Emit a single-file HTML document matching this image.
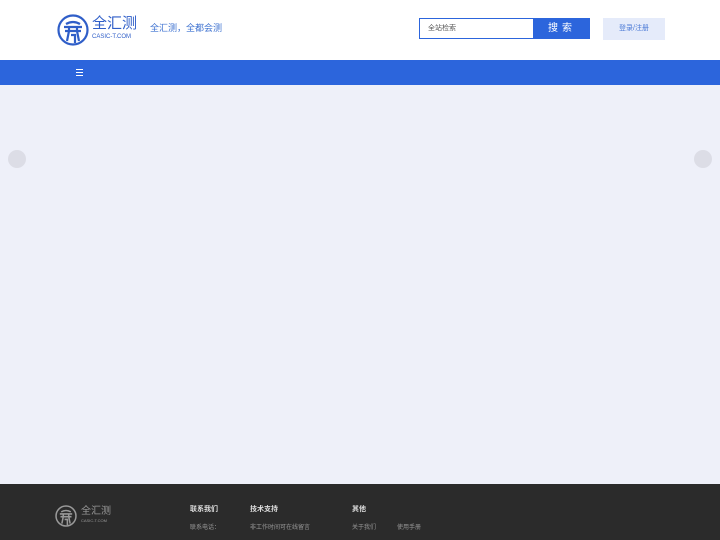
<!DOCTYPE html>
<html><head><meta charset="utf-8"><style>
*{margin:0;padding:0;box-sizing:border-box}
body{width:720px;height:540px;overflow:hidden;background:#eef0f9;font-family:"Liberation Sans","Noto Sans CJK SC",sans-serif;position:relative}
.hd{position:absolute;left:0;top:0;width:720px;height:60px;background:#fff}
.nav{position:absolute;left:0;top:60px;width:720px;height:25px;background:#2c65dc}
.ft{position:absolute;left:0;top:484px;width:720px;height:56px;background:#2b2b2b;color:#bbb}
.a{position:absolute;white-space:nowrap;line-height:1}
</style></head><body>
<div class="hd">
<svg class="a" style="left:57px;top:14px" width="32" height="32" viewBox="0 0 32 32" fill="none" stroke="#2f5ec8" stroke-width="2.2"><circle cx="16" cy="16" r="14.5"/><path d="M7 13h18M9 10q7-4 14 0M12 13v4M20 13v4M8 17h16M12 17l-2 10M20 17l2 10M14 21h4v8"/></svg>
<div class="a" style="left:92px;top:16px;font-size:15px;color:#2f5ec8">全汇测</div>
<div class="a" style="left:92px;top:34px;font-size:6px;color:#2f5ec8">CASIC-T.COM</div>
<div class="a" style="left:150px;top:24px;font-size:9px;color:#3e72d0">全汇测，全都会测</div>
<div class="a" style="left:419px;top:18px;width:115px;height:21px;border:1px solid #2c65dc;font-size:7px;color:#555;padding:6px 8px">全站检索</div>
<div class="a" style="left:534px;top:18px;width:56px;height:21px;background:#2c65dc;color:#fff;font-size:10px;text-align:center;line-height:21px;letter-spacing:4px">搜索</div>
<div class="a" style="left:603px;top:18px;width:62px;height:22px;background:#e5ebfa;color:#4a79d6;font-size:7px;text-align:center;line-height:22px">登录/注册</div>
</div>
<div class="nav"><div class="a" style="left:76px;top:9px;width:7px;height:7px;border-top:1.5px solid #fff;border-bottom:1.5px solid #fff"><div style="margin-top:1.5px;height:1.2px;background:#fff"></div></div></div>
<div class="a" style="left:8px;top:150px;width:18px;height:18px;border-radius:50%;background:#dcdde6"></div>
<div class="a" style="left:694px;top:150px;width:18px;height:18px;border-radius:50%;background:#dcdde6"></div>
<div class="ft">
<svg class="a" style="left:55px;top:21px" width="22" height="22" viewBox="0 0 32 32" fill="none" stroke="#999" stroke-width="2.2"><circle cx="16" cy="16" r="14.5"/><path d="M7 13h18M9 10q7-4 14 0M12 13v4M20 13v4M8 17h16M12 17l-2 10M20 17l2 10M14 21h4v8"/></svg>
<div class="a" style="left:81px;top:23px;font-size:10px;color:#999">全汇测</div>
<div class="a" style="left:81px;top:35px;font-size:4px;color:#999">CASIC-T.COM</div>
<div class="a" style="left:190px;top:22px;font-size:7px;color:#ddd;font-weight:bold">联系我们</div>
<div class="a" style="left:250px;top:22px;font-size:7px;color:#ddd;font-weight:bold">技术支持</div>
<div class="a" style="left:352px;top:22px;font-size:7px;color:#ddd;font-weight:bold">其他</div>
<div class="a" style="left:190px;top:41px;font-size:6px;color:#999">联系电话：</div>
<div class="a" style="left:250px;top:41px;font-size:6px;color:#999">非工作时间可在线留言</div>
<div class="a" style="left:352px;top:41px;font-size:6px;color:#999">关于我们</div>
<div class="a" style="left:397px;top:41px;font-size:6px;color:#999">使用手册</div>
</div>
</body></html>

-----

▸ EXERCISE DIRECTIONS: Every line of the data above should be quoted exactly. Omit the pictures.

▸ CORRECT RESPONSE:
Emit a single-file HTML document matching this image.
<!DOCTYPE html>
<html><head><meta charset="utf-8"><style>
*{margin:0;padding:0;box-sizing:border-box}
body{width:720px;height:540px;overflow:hidden;background:#eef0f9;font-family:"Liberation Sans","Noto Sans CJK SC",sans-serif;position:relative}
.hd{position:absolute;left:0;top:0;width:720px;height:60px;background:#fff}
.nav{position:absolute;left:0;top:60px;width:720px;height:25px;background:#2c65dc}
.ft{position:absolute;left:0;top:484px;width:720px;height:56px;background:#2b2b2b;color:#bbb}
.a{position:absolute;white-space:nowrap;line-height:1}
</style></head><body>
<div class="hd">
<svg class="a" style="left:57px;top:14px" width="32" height="32" viewBox="0 0 32 32" fill="none" stroke="#2f5ec8" stroke-width="2.2"><circle cx="16" cy="16" r="14.5"/><path d="M7 13h18M9 10q7-4 14 0M12 13v4M20 13v4M8 17h16M12 17l-2 10M20 17l2 10M14 21h4v8"/></svg>
<div class="a" style="left:92px;top:16px;font-size:15px;color:#2f5ec8">全汇测</div>
<div class="a" style="left:92px;top:34px;font-size:6px;color:#2f5ec8">CASIC-T.COM</div>
<div class="a" style="left:150px;top:24px;font-size:9px;color:#3e72d0">全汇测，全都会测</div>
<div class="a" style="left:419px;top:18px;width:115px;height:21px;border:1px solid #2c65dc;font-size:7px;color:#555;padding:6px 8px">全站检索</div>
<div class="a" style="left:534px;top:18px;width:56px;height:21px;background:#2c65dc;color:#fff;font-size:10px;text-align:center;line-height:21px;letter-spacing:4px">搜索</div>
<div class="a" style="left:603px;top:18px;width:62px;height:22px;background:#e5ebfa;color:#4a79d6;font-size:7px;text-align:center;line-height:22px">登录/注册</div>
</div>
<div class="nav"><div class="a" style="left:76px;top:9px;width:7px;height:7px;border-top:1.5px solid #fff;border-bottom:1.5px solid #fff"><div style="margin-top:1.5px;height:1.2px;background:#fff"></div></div></div>
<div class="a" style="left:8px;top:150px;width:18px;height:18px;border-radius:50%;background:#dcdde6"></div>
<div class="a" style="left:694px;top:150px;width:18px;height:18px;border-radius:50%;background:#dcdde6"></div>
<div class="ft">
<svg class="a" style="left:55px;top:21px" width="22" height="22" viewBox="0 0 32 32" fill="none" stroke="#999" stroke-width="2.2"><circle cx="16" cy="16" r="14.5"/><path d="M7 13h18M9 10q7-4 14 0M12 13v4M20 13v4M8 17h16M12 17l-2 10M20 17l2 10M14 21h4v8"/></svg>
<div class="a" style="left:81px;top:23px;font-size:10px;color:#999">全汇测</div>
<div class="a" style="left:81px;top:35px;font-size:4px;color:#999">CASIC-T.COM</div>
<div class="a" style="left:190px;top:22px;font-size:7px;color:#ddd;font-weight:bold">联系我们</div>
<div class="a" style="left:250px;top:22px;font-size:7px;color:#ddd;font-weight:bold">技术支持</div>
<div class="a" style="left:352px;top:22px;font-size:7px;color:#ddd;font-weight:bold">其他</div>
<div class="a" style="left:190px;top:41px;font-size:6px;color:#999">联系电话：</div>
<div class="a" style="left:250px;top:41px;font-size:6px;color:#999">非工作时间可在线留言</div>
<div class="a" style="left:352px;top:41px;font-size:6px;color:#999">关于我们</div>
<div class="a" style="left:397px;top:41px;font-size:6px;color:#999">使用手册</div>
</div>
</body></html>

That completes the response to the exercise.